*Raw data*.
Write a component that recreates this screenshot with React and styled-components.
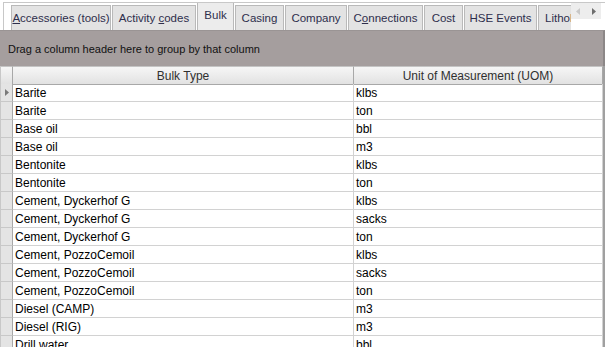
import React from 'react';
import styled, { createGlobalStyle } from 'styled-components';

const Global = createGlobalStyle`
  html, body { margin: 0; padding: 0; background: #fff; }
  body { font-family: "Liberation Sans", sans-serif; overflow: hidden; }
`;

const Frame = styled.div`
  width: 605px;
  height: 347px;
  display: flex;
  flex-direction: column;
  overflow: hidden;
  background: #fff;
`;

const TabStrip = styled.div`
  display: flex;
  border-top: 1px solid #c8c8c8;
  border-left: 1px solid #c8c8c8;
  margin: 2px 0 0 3px;
  box-sizing: border-box;
  height: 28px;
`;

const TabViewport = styled.div`
  flex: 1;
  display: flex;
  align-items: flex-end;
  padding-left: 7px;
  overflow: hidden;
`;

const Tab = styled.div`
  flex: none;
  width: ${p => p.w}px;
  height: ${p => (p.active ? 28 : 25)}px;
  box-sizing: border-box;
  display: flex;
  align-items: center;
  justify-content: ${p => (p.left ? 'flex-start' : 'center')};
  padding-left: ${p => (p.left ? 6 : 0)}px;
  white-space: nowrap;
  overflow: hidden;
  font-size: 11.5px;
  color: #2e2e4c;
  background: ${p => (p.active ? '#ececec' : '#e3e3e3')};
  border: 1px solid #b9b9b9;
  border-bottom: none;
  margin-right: 1px;
  padding-bottom: ${p => (p.active ? 4 : 0)}px;
`;

const Scroller = styled.div`
  flex: none;
  width: 30px;
  height: 16px;
  margin-right: 4px;
  background: #ededed;
  display: flex;
  align-items: center;
  justify-content: space-around;
`;

const GroupPanel = styled.div`
  height: 36px;
  box-sizing: border-box;
  background: #a59e9e;
  border-top: 1px solid #9a9494;
  display: flex;
  align-items: center;
  padding-left: 8px;
  font-size: 11px;
  color: #111;
  border-right: 2px solid #8c8787;
`;

const Grid = styled.div`
  flex: 1;
  display: grid;
  grid-template-columns: 12px 341px 1fr;
  grid-auto-rows: 18px;
  border-right: 2px solid #a0a0a0;
  border-left: 1px solid #c8c8c8;
  overflow: hidden;
  font-size: 12px;
  color: #000;
`;

const HeadCell = styled.div`
  height: 19px;
  box-sizing: border-box;
  background: linear-gradient(#f6f6f6, #e2e2e2);
  border-right: 1px solid #a8a8a8;
  border-bottom: 1px solid #a8a8a8;
  border-top: 1px solid #c4c4c4;
  display: flex;
  align-items: center;
  justify-content: center;
  color: #303030;
`;

const Indicator = styled.div`
  background: #e4e4e4;
  border-right: 1px solid #a8a8a8;
  border-bottom: 1px solid #c8c8c8;
  display: flex;
  align-items: center;
  justify-content: center;
`;

const Cell = styled.div`
  border-right: 1px solid #d2d2d2;
  border-bottom: 1px solid #d2d2d2;
  display: flex;
  align-items: center;
  padding-left: 2px;
  white-space: nowrap;
  overflow: hidden;
`;

const tabs = [
  { label: 'Accessories (tools)', u: 0, w: 100 },
  { label: 'Activity codes', u: 9, w: 84 },
  { label: 'Bulk', active: true, w: 37 },
  { label: 'Casing', w: 49 },
  { label: 'Company', w: 62 },
  { label: 'Connections', u: 1, w: 75 },
  { label: 'Cost', w: 39 },
  { label: 'HSE Events', w: 73 },
  { label: 'Lithology', w: 64, left: true },
];

const rows = [
  ['Barite', 'klbs'],
  ['Barite', 'ton'],
  ['Base oil', 'bbl'],
  ['Base oil', 'm3'],
  ['Bentonite', 'klbs'],
  ['Bentonite', 'ton'],
  ['Cement, Dyckerhof G', 'klbs'],
  ['Cement, Dyckerhof G', 'sacks'],
  ['Cement, Dyckerhof G', 'ton'],
  ['Cement, PozzoCemoil', 'klbs'],
  ['Cement, PozzoCemoil', 'sacks'],
  ['Cement, PozzoCemoil', 'ton'],
  ['Diesel (CAMP)', 'm3'],
  ['Diesel (RIG)', 'm3'],
  ['Drill water', 'bbl'],
];

function Label({ text, u }) {
  if (u === undefined) return <span>{text}</span>;
  return (
    <span>
      {text.slice(0, u)}<u>{text[u]}</u>{text.slice(u + 1)}
    </span>
  );
}

export default function App() {
  return (
    <Frame>
      <Global />
      <TabStrip>
        <TabViewport>
          {tabs.map(t => (
            <Tab key={t.label} active={t.active} w={t.w} left={t.left}>
              <Label text={t.label} u={t.u} />
            </Tab>
          ))}
        </TabViewport>
        <Scroller>
          <svg width="5" height="7" viewBox="0 0 5 7"><path d="M4 0 L0 3.5 L4 7Z" fill="#c8c8c8" /></svg>
          <svg width="5" height="7" viewBox="0 0 5 7"><path d="M1 0 L5 3.5 L1 7Z" fill="#6e6e6e" /></svg>
        </Scroller>
      </TabStrip>
      <GroupPanel>Drag a column header here to group by that column</GroupPanel>
      <Grid>
        <HeadCell />
        <HeadCell>Bulk Type</HeadCell>
        <HeadCell>Unit of Measurement (UOM)</HeadCell>
        {rows.map((r, i) => (
          <React.Fragment key={i}>
            <Indicator>
              {i === 0 && (
                <svg width="4" height="7" viewBox="0 0 4 7"><path d="M0 0 L4 3.5 L0 7Z" fill="#7a7a7a" /></svg>
              )}
            </Indicator>
            <Cell>{r[0]}</Cell>
            <Cell>{r[1]}</Cell>
          </React.Fragment>
        ))}
      </Grid>
    </Frame>
  );
}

*Instruction*.
Using the material above, set down every line exactly, but skip the pictures.

*In response*.
Write a component that recreates this screenshot with React and styled-components.
import React from 'react';
import styled, { createGlobalStyle } from 'styled-components';

const Global = createGlobalStyle`
  html, body { margin: 0; padding: 0; background: #fff; }
  body { font-family: "Liberation Sans", sans-serif; overflow: hidden; }
`;

const Frame = styled.div`
  width: 605px;
  height: 347px;
  display: flex;
  flex-direction: column;
  overflow: hidden;
  background: #fff;
`;

const TabStrip = styled.div`
  display: flex;
  border-top: 1px solid #c8c8c8;
  border-left: 1px solid #c8c8c8;
  margin: 2px 0 0 3px;
  box-sizing: border-box;
  height: 28px;
`;

const TabViewport = styled.div`
  flex: 1;
  display: flex;
  align-items: flex-end;
  padding-left: 7px;
  overflow: hidden;
`;

const Tab = styled.div`
  flex: none;
  width: ${p => p.w}px;
  height: ${p => (p.active ? 28 : 25)}px;
  box-sizing: border-box;
  display: flex;
  align-items: center;
  justify-content: ${p => (p.left ? 'flex-start' : 'center')};
  padding-left: ${p => (p.left ? 6 : 0)}px;
  white-space: nowrap;
  overflow: hidden;
  font-size: 11.5px;
  color: #2e2e4c;
  background: ${p => (p.active ? '#ececec' : '#e3e3e3')};
  border: 1px solid #b9b9b9;
  border-bottom: none;
  margin-right: 1px;
  padding-bottom: ${p => (p.active ? 4 : 0)}px;
`;

const Scroller = styled.div`
  flex: none;
  width: 30px;
  height: 16px;
  margin-right: 4px;
  background: #ededed;
  display: flex;
  align-items: center;
  justify-content: space-around;
`;

const GroupPanel = styled.div`
  height: 36px;
  box-sizing: border-box;
  background: #a59e9e;
  border-top: 1px solid #9a9494;
  display: flex;
  align-items: center;
  padding-left: 8px;
  font-size: 11px;
  color: #111;
  border-right: 2px solid #8c8787;
`;

const Grid = styled.div`
  flex: 1;
  display: grid;
  grid-template-columns: 12px 341px 1fr;
  grid-auto-rows: 18px;
  border-right: 2px solid #a0a0a0;
  border-left: 1px solid #c8c8c8;
  overflow: hidden;
  font-size: 12px;
  color: #000;
`;

const HeadCell = styled.div`
  height: 19px;
  box-sizing: border-box;
  background: linear-gradient(#f6f6f6, #e2e2e2);
  border-right: 1px solid #a8a8a8;
  border-bottom: 1px solid #a8a8a8;
  border-top: 1px solid #c4c4c4;
  display: flex;
  align-items: center;
  justify-content: center;
  color: #303030;
`;

const Indicator = styled.div`
  background: #e4e4e4;
  border-right: 1px solid #a8a8a8;
  border-bottom: 1px solid #c8c8c8;
  display: flex;
  align-items: center;
  justify-content: center;
`;

const Cell = styled.div`
  border-right: 1px solid #d2d2d2;
  border-bottom: 1px solid #d2d2d2;
  display: flex;
  align-items: center;
  padding-left: 2px;
  white-space: nowrap;
  overflow: hidden;
`;

const tabs = [
  { label: 'Accessories (tools)', u: 0, w: 100 },
  { label: 'Activity codes', u: 9, w: 84 },
  { label: 'Bulk', active: true, w: 37 },
  { label: 'Casing', w: 49 },
  { label: 'Company', w: 62 },
  { label: 'Connections', u: 1, w: 75 },
  { label: 'Cost', w: 39 },
  { label: 'HSE Events', w: 73 },
  { label: 'Lithology', w: 64, left: true },
];

const rows = [
  ['Barite', 'klbs'],
  ['Barite', 'ton'],
  ['Base oil', 'bbl'],
  ['Base oil', 'm3'],
  ['Bentonite', 'klbs'],
  ['Bentonite', 'ton'],
  ['Cement, Dyckerhof G', 'klbs'],
  ['Cement, Dyckerhof G', 'sacks'],
  ['Cement, Dyckerhof G', 'ton'],
  ['Cement, PozzoCemoil', 'klbs'],
  ['Cement, PozzoCemoil', 'sacks'],
  ['Cement, PozzoCemoil', 'ton'],
  ['Diesel (CAMP)', 'm3'],
  ['Diesel (RIG)', 'm3'],
  ['Drill water', 'bbl'],
];

function Label({ text, u }) {
  if (u === undefined) return <span>{text}</span>;
  return (
    <span>
      {text.slice(0, u)}<u>{text[u]}</u>{text.slice(u + 1)}
    </span>
  );
}

export default function App() {
  return (
    <Frame>
      <Global />
      <TabStrip>
        <TabViewport>
          {tabs.map(t => (
            <Tab key={t.label} active={t.active} w={t.w} left={t.left}>
              <Label text={t.label} u={t.u} />
            </Tab>
          ))}
        </TabViewport>
        <Scroller>
          <svg width="5" height="7" viewBox="0 0 5 7"><path d="M4 0 L0 3.5 L4 7Z" fill="#c8c8c8" /></svg>
          <svg width="5" height="7" viewBox="0 0 5 7"><path d="M1 0 L5 3.5 L1 7Z" fill="#6e6e6e" /></svg>
        </Scroller>
      </TabStrip>
      <GroupPanel>Drag a column header here to group by that column</GroupPanel>
      <Grid>
        <HeadCell />
        <HeadCell>Bulk Type</HeadCell>
        <HeadCell>Unit of Measurement (UOM)</HeadCell>
        {rows.map((r, i) => (
          <React.Fragment key={i}>
            <Indicator>
              {i === 0 && (
                <svg width="4" height="7" viewBox="0 0 4 7"><path d="M0 0 L4 3.5 L0 7Z" fill="#7a7a7a" /></svg>
              )}
            </Indicator>
            <Cell>{r[0]}</Cell>
            <Cell>{r[1]}</Cell>
          </React.Fragment>
        ))}
      </Grid>
    </Frame>
  );
}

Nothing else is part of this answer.